----- Source data

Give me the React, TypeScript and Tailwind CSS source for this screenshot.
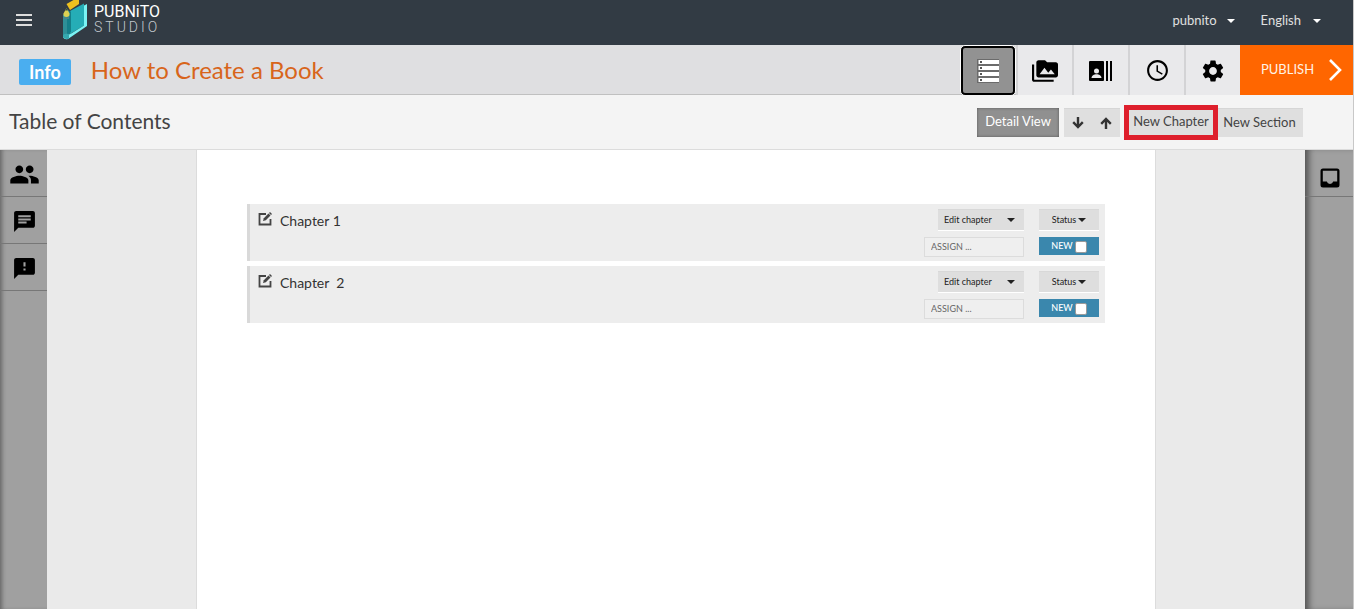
import type { ReactNode } from "react";
import { MdChat, MdFeedback, MdPeople, MdPermMedia, MdSchedule, MdSettings } from "react-icons/md";

const chapters = ["Chapter 1", "Chapter  2"];

function Caret({ className = "" }: { className?: string }) {
  return (
    <svg viewBox="0 0 8 4" className={`h-1 w-2 fill-current ${className}`} aria-hidden="true">
      <path d="M0 0h8L4 4z" />
    </svg>
  );
}

function Logo() {
  return (
    <a href="#home" className="flex h-full items-start text-white">
      <svg viewBox="0 0 26 40" className="h-10 w-[26px]" aria-hidden="true">
        <path d="M4.500 4 11.500 0H17v4L8 10z" fill="#edc01f" />
        <path d="M1 15 6 10l3 3v20l-8 4z" fill="#2f8f97" />
        <path d="M8 11 22 3.500v22L8 34z" fill="#25adb6" />
        <path d="M5 14l4-3v21l-4 3z" fill="#157f89" />
        <path d="m22 5.500 3-1.500v22L6 39q-4 1-5-2l4-2.500q3 0 5-1.500l12-7.500z" fill="#79f3f4" />
        <path d="M1 35q2-2 6-1v4.700q-5 1.300-6-2z" fill="#35a8ae" />
        <path d="M4.500 8 7.500 13.500Q8 17 4.500 17T1.500 13.500z" fill="#ddd052" />
        <path d="M4.500 8 5.800 10.500H3.200z" fill="#31503f" />
        <path d="M1.200 16.500q3 2 6 0L7 19H1.200z" fill="#49848a" />
      </svg>
      <span className="flex flex-col pt-1 pl-1.5 font-['Roboto',sans-serif]">
        <span className="text-[16px] leading-4">PUBNiTO</span>
        <span className="text-[14px] leading-[15px] font-light tracking-[3px] text-[#c3c9ce]">STUDIO</span>
      </span>
    </a>
  );
}

function ListIcon() {
  return (
    <svg viewBox="0 0 24 24" className="size-6" aria-hidden="true">
      {[0, 6, 12, 18].map((y) => (
        <g key={y}>
          <path d={`M1 ${y}h22v6H1z`} fill="#6b6b6b" />
          <path d={`M2.500 ${y + 1}H23v4H2.500z`} fill="#fff" />
          <path d={`M4 ${y + 2}h2v2H4z`} fill="#555" />
        </g>
      ))}
    </svg>
  );
}

function ContactsIcon() {
  return (
    <svg viewBox="0 0 24 20" className="h-5 w-6" aria-hidden="true">
      <path d="M1 0h13a1 1 0 0 1 1 1v18a1 1 0 0 1-1 1H1a1 1 0 0 1-1-1V1a1 1 0 0 1 1-1z" />
      <path d="M17 0h2v20h-2zM21 0h2v20h-2z" />
      <circle cx="7.500" cy="10" r="2.500" fill="#e9e9eb" />
      <path d="M2.500 17c0-2.500 2.500-3.800 5-3.800s5 1.300 5 3.800z" fill="#e9e9eb" />
    </svg>
  );
}

function InboxIcon() {
  return (
    <svg viewBox="0 0 20 20" className="size-5" aria-hidden="true">
      <path
        fillRule="evenodd"
        d="M3 .5h14A2.500 2.500 0 0 1 19.500 3v14a2.500 2.500 0 0 1-2.500 2.500H3A2.500 2.500 0 0 1 .5 17V3A2.500 2.500 0 0 1 3 .5zM2.800 2.800v10.700h4a3.300 3.300 0 0 0 6.400 0h4V2.800z"
      />
    </svg>
  );
}

function EditIcon() {
  return (
    <svg viewBox="0 0 14 14" className="size-3.5" fill="none" aria-hidden="true">
      <path d="M8 2H1.500v10.500h11V7" stroke="#444" strokeWidth="1.8" />
      <path d="m5 9 .8-2.800 4.700-4.700 2 2-4.700 4.700z" fill="#444" />
      <path d="m11 1 1-1 2 2-1 1z" fill="#444" />
    </svg>
  );
}

function ToolTab({ label, children }: { label: string; children: ReactNode }) {
  return (
    <button
      type="button"
      aria-label={label}
      className="flex h-[51px] w-14 items-center justify-center border-l-2 border-[#d3d3d5] bg-[#e9e9eb] text-black"
    >
      {children}
    </button>
  );
}

function SideButton({ label, children }: { label: string; children: ReactNode }) {
  return (
    <button
      type="button"
      aria-label={label}
      className="flex h-[47px] w-full items-center justify-center border-b border-[#777] pt-0.5 pl-px text-black"
    >
      {children}
    </button>
  );
}

function ChapterRow({ title }: { title: string }) {
  return (
    <li className="flex justify-between border-l-[3px] border-[#d9d9d9] bg-[#ededed]">
      <div className="flex items-start gap-2 pt-2 pl-2">
        <button type="button" aria-label={`Rename ${title}`}>
          <EditIcon />
        </button>
        <h2 className="text-[14px] leading-[18px] whitespace-pre text-[#333]">{title}</h2>
      </div>
      <div className="flex gap-[15px] pt-[5px] pr-1.5 pb-1 text-[9px] leading-3">
        <div className="flex w-[100px] flex-col items-end gap-1.5">
          <button
            type="button"
            className="flex h-[22px] w-[86px] items-center justify-between border-t border-b border-t-[#d8d8d8] border-b-white bg-[#dedede] pr-[9px] pl-1.5 text-[#222]"
          >
            Edit chapter
            <Caret />
          </button>
          <input
            aria-label={`Assign ${title}`}
            placeholder="ASSIGN ..."
            className="h-5 w-full border border-[#dcdcdc] bg-[#efefef] px-1.5 pb-0.5 text-[9px] outline-none placeholder:text-[#666]"
          />
        </div>
        <div className="flex w-[60px] flex-col gap-1.5">
          <button
            type="button"
            className="flex h-[22px] items-center justify-center gap-0.5 border-t border-b border-t-[#d8d8d8] border-b-white bg-[#dedede] text-[#222]"
          >
            Status
            <Caret />
          </button>
          <label className="flex h-[18px] items-center justify-center gap-0.5 bg-[#3a87ad] font-medium text-white">
            NEW
            <input type="checkbox" className="mt-px size-3 appearance-none rounded-[2px] border border-[#9a9a9a] bg-white" />
          </label>
        </div>
      </div>
    </li>
  );
}

export default function App() {
  return (
    <div className="flex min-h-screen flex-col border-r border-[#c8c8c8] bg-[#f4f4f4] font-['Lato',sans-serif]">
      <header className="flex h-[45px] items-center justify-between bg-[#323b44] pr-8 pl-3.5 text-[13px] text-[#e0e0e0]">
        <div className="flex h-full gap-7">
          <button type="button" aria-label="Menu" className="flex h-10 items-center">
            <svg viewBox="0 0 20 12" className="h-3 w-5" aria-hidden="true">
              <path d="M2 0h16v2H2zM2 5h16v2H2zM2 10h16v2H2z" fill="#ddd" />
            </svg>
          </button>
          <Logo />
        </div>
        <nav className="flex gap-[26px] pb-1">
          <button type="button" className="flex items-center gap-2.5">
            pubnito <Caret className="text-white" />
          </button>
          <button type="button" className="flex items-center gap-3">
            English <Caret className="text-white" />
          </button>
        </nav>
      </header>

      <div className="flex h-[50px] items-start justify-between border-b border-[#c0c0c0] bg-[#dfdfe1]">
        <div className="flex h-[50px] items-center gap-5 pl-[19px]">
          <span className="mt-1 flex h-[26px] items-center rounded-[2px] bg-[#4aaef0] px-2.5 text-[18px] font-bold text-white">
            Info
          </span>
          <h1 className="text-[24px] leading-8 text-[#d8651b]">How to Create a Book</h1>
        </div>
        <nav aria-label="Book tools" className="flex">
          <button
            type="button"
            aria-label="Contents"
            className="flex h-[51px] w-14 items-center justify-center rounded-[5px] border border-white bg-black p-0.5"
          >
            <span className="flex h-full w-full items-center justify-center rounded-[2px] bg-[#929292]">
              <ListIcon />
            </span>
          </button>
          <ToolTab label="Media">
            <MdPermMedia className="size-[26px]" />
          </ToolTab>
          <ToolTab label="Contacts">
            <ContactsIcon />
          </ToolTab>
          <ToolTab label="History">
            <MdSchedule className="size-[25px]" />
          </ToolTab>
          <ToolTab label="Settings">
            <MdSettings className="size-[26px]" />
          </ToolTab>
          <button
            type="button"
            className="flex h-[50px] w-[113px] items-center justify-between bg-[#ff6600] pr-[11px] pl-[21px] text-[13px] text-[#fff3e6]"
          >
            PUBLISH
            <svg viewBox="0 0 14 24" className="h-6 w-3.5" fill="none" aria-hidden="true">
              <path d="m2 2 10 10L2 22" stroke="white" strokeWidth="2.6" />
            </svg>
          </button>
        </nav>
      </div>

      <div className="flex h-[55px] items-center justify-between border-b border-[#dcdcdc] bg-[#f4f4f4] pr-[50px] pl-[9px]">
        <h2 className="pb-0.5 text-[21px] leading-7 text-[#444]">Table of Contents</h2>
        <div className="flex items-center text-[13px] text-[#444]">
          <button
            type="button"
            className="mr-[5px] h-[29px] w-[82px] bg-[#909090] text-white shadow-[inset_0_0_3px_#555]"
          >
            Detail View
          </button>
          <div className="mr-1 flex h-[29px] w-14 items-center justify-around border-t border-[#d6d6d6] bg-[#dfdfdf]">
            <button type="button" aria-label="Move down">
              <svg viewBox="0 0 12 12" className="size-3" fill="none" stroke="#333" strokeWidth="2.4" aria-hidden="true">
                <path d="M6 0v10M1.200 5.200 6 10l4.800-4.800" />
              </svg>
            </button>
            <button type="button" aria-label="Move up">
              <svg viewBox="0 0 12 12" className="size-3" fill="none" stroke="#333" strokeWidth="2.4" aria-hidden="true">
                <path d="M6 12V2M1.200 6.800 6 2l4.800 4.800" />
              </svg>
            </button>
          </div>
          <button type="button" className="h-[35px] w-[94px] border-[5px] border-[#de1f2c] bg-[#dfdfdf]">
            New Chapter
          </button>
          <button type="button" className="h-[29px] w-[85px] border-t border-[#d6d6d6] bg-[#dfdfdf] pr-0.5">
            New Section
          </button>
        </div>
      </div>

      <div className="flex flex-1">
        <aside className="w-[47px] bg-[#a0a0a0] shadow-[inset_4px_0_4px_-2px_#666]">
          <SideButton label="People">
            <MdPeople className="size-[31px]" />
          </SideButton>
          <SideButton label="Comments">
            <MdChat className="size-[25px]" />
          </SideButton>
          <SideButton label="Feedback">
            <MdFeedback className="size-[25px]" />
          </SideButton>
        </aside>
        <main className="flex flex-1 justify-center bg-[#eaeaea]">
          <ul className="flex w-full max-w-[960px] flex-col gap-[5px] border-x border-[#dcdcdc] bg-white px-[50px] pt-[54px]">
            {chapters.map((title) => (
              <ChapterRow key={title} title={title} />
            ))}
          </ul>
        </main>
        <aside className="w-12 bg-[#a0a0a0] shadow-[inset_7px_0_6px_-3px_#555]">
          <button
            type="button"
            aria-label="Inbox"
            className="flex h-[47px] w-full items-end justify-center border-b border-[#777] pb-2 pl-0.5 text-black"
          >
            <InboxIcon />
          </button>
        </aside>
      </div>
    </div>
  );
}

----------

- _Goal_:
Please restate the material above line by line, exactly, beginning at its first line and ending with the line that contains "MdPermMedia, MdSchedule, MdSettings", without any pictures.

- _Task output_:
Give me the React, TypeScript and Tailwind CSS source for this screenshot.
import type { ReactNode } from "react";
import { MdChat, MdFeedback, MdPeople, MdPermMedia, MdSchedule, MdSettings } from "react-icons/md";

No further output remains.